* **Raw data**
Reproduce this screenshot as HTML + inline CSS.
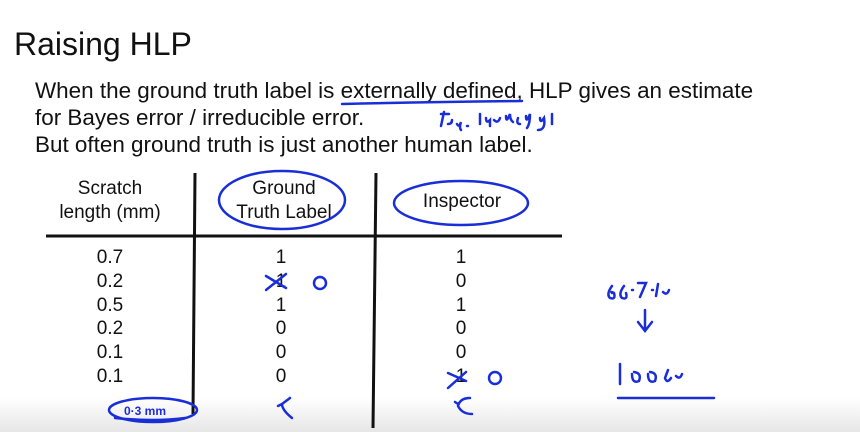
<!DOCTYPE html>
<html><head><style>
body{margin:0;width:860px;height:432px;background:#fff;overflow:hidden;position:relative;font-family:"Liberation Sans",sans-serif;color:#111}
.t{position:absolute;white-space:nowrap}
.c{position:absolute;font-size:19px;text-align:center;transform:translateX(-50%);line-height:23.8px;white-space:nowrap}
</style></head><body>
<div class="t" style="left:14px;top:26px;font-size:32px">Raising HLP</div>
<div class="t" style="left:35px;top:77px;font-size:22px;line-height:27px;transform:scaleX(1.02);transform-origin:left">When the ground truth label is externally defined, HLP gives an estimate<br>for Bayes error / irreducible error.<br>But often ground truth is just another human label.</div>
<div class="c" style="left:110px;top:177px;line-height:24px">Scratch<br>length (mm)</div>
<div class="c" style="left:284px;top:177px;line-height:24px">Ground<br>Truth Label</div>
<div class="c" style="left:462px;top:190px">Inspector</div>
<div class="c" style="left:110px;top:246px">0.7<br>0.2<br>0.5<br>0.2<br>0.1<br>0.1</div>
<div class="c" style="left:281px;top:246px">1<br>1<br>1<br>0<br>0<br>0</div>
<div class="c" style="left:461px;top:246px">1<br>0<br>1<br>0<br>0<br>1</div>
<div style="position:absolute;left:0;top:398px;width:860px;height:34px;background:linear-gradient(#fff,#e6e6e6)"></div>
<svg width="860" height="432" style="position:absolute;left:0;top:0">
<g stroke="#111" stroke-width="3"><line x1="46" y1="236" x2="562" y2="236"/><line x1="195" y1="173" x2="193" y2="414"/><line x1="376" y1="173" x2="373" y2="428"/></g>
<g stroke="#1a2ed8" stroke-width="2.5" fill="none" stroke-linecap="round">
<path d="M342 104 Q430 102 522 101"/>
<path d="M444 112 l-3 14 M441 114 h8 M448 124 q4 0 4 -4 M457 124 q2 4 4 -2 q-2 6 0 8 M467 126 h1 M480 124 v-10 M486 118 q0 6 4 2 v6 M494 120 q4 4 6 -2 M506 116 q0 8 4 -2 q0 6 3 8 M518 118 q-2 6 2 6 M526 116 q0 8 4 -2 q0 10 -3 14 M540 118 q0 6 4 0 q2 12 -6 12 M552 114 v10"/>
<ellipse cx="282" cy="200" rx="63" ry="29"/>
<ellipse cx="461" cy="203" rx="67" ry="22"/>
<path d="M266 276 l20 12 M286 274 l-20 16"/>
<circle cx="320" cy="283" r="6"/>
<path d="M448 373 l18 8 M466 372 l-18 16"/>
<circle cx="495" cy="378" r="6"/>
<ellipse cx="153" cy="410" rx="44" ry="12"/>
<path d="M115 418 q40 4 70 0"/>
<path d="M290 398 l-8 6 q0 6 10 14 M282 404 l-4 2"/>
<path d="M470 398 q-10 0 -12 8 q4 8 14 8 M458 404 l-3 -2"/>
<path d="M612 286 q-6 8 -2 12 q6 2 4 -5 q-4 -2 -2 0 M624 286 q-6 8 -2 12 q6 2 4 -5 M632 290 h1 M638 283 h8 l-6 14 M652 290 h1 M658 284 l-2 12 M663 292 q4 4 6 -2"/>
<path d="M645 310 v20 M638 322 l7 9 l7 -9"/>
<path d="M620 364 v20 M632 374 q0 10 7 7 q3 -8 -5 -9 M648 374 q0 10 7 7 q3 -8 -5 -9 M668 370 l-3 8 q2 6 6 0 M676 376 q4 4 6 -2"/>
<path d="M618 398 h96"/>
</g>
<g fill="#1a2ed8" font-family="Liberation Sans" font-weight="bold" font-size="12"><text x="124" y="415">0·3 mm</text></g>
</svg>
</body></html>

* **Written problem**
Every line of the data should be copied as it stands, without the images.

* **Task output**
Reproduce this screenshot as HTML + inline CSS.
<!DOCTYPE html>
<html><head><style>
body{margin:0;width:860px;height:432px;background:#fff;overflow:hidden;position:relative;font-family:"Liberation Sans",sans-serif;color:#111}
.t{position:absolute;white-space:nowrap}
.c{position:absolute;font-size:19px;text-align:center;transform:translateX(-50%);line-height:23.8px;white-space:nowrap}
</style></head><body>
<div class="t" style="left:14px;top:26px;font-size:32px">Raising HLP</div>
<div class="t" style="left:35px;top:77px;font-size:22px;line-height:27px;transform:scaleX(1.02);transform-origin:left">When the ground truth label is externally defined, HLP gives an estimate<br>for Bayes error / irreducible error.<br>But often ground truth is just another human label.</div>
<div class="c" style="left:110px;top:177px;line-height:24px">Scratch<br>length (mm)</div>
<div class="c" style="left:284px;top:177px;line-height:24px">Ground<br>Truth Label</div>
<div class="c" style="left:462px;top:190px">Inspector</div>
<div class="c" style="left:110px;top:246px">0.7<br>0.2<br>0.5<br>0.2<br>0.1<br>0.1</div>
<div class="c" style="left:281px;top:246px">1<br>1<br>1<br>0<br>0<br>0</div>
<div class="c" style="left:461px;top:246px">1<br>0<br>1<br>0<br>0<br>1</div>
<div style="position:absolute;left:0;top:398px;width:860px;height:34px;background:linear-gradient(#fff,#e6e6e6)"></div>
<svg width="860" height="432" style="position:absolute;left:0;top:0">
<g stroke="#111" stroke-width="3"><line x1="46" y1="236" x2="562" y2="236"/><line x1="195" y1="173" x2="193" y2="414"/><line x1="376" y1="173" x2="373" y2="428"/></g>
<g stroke="#1a2ed8" stroke-width="2.5" fill="none" stroke-linecap="round">
<path d="M342 104 Q430 102 522 101"/>
<path d="M444 112 l-3 14 M441 114 h8 M448 124 q4 0 4 -4 M457 124 q2 4 4 -2 q-2 6 0 8 M467 126 h1 M480 124 v-10 M486 118 q0 6 4 2 v6 M494 120 q4 4 6 -2 M506 116 q0 8 4 -2 q0 6 3 8 M518 118 q-2 6 2 6 M526 116 q0 8 4 -2 q0 10 -3 14 M540 118 q0 6 4 0 q2 12 -6 12 M552 114 v10"/>
<ellipse cx="282" cy="200" rx="63" ry="29"/>
<ellipse cx="461" cy="203" rx="67" ry="22"/>
<path d="M266 276 l20 12 M286 274 l-20 16"/>
<circle cx="320" cy="283" r="6"/>
<path d="M448 373 l18 8 M466 372 l-18 16"/>
<circle cx="495" cy="378" r="6"/>
<ellipse cx="153" cy="410" rx="44" ry="12"/>
<path d="M115 418 q40 4 70 0"/>
<path d="M290 398 l-8 6 q0 6 10 14 M282 404 l-4 2"/>
<path d="M470 398 q-10 0 -12 8 q4 8 14 8 M458 404 l-3 -2"/>
<path d="M612 286 q-6 8 -2 12 q6 2 4 -5 q-4 -2 -2 0 M624 286 q-6 8 -2 12 q6 2 4 -5 M632 290 h1 M638 283 h8 l-6 14 M652 290 h1 M658 284 l-2 12 M663 292 q4 4 6 -2"/>
<path d="M645 310 v20 M638 322 l7 9 l7 -9"/>
<path d="M620 364 v20 M632 374 q0 10 7 7 q3 -8 -5 -9 M648 374 q0 10 7 7 q3 -8 -5 -9 M668 370 l-3 8 q2 6 6 0 M676 376 q4 4 6 -2"/>
<path d="M618 398 h96"/>
</g>
<g fill="#1a2ed8" font-family="Liberation Sans" font-weight="bold" font-size="12"><text x="124" y="415">0·3 mm</text></g>
</svg>
</body></html>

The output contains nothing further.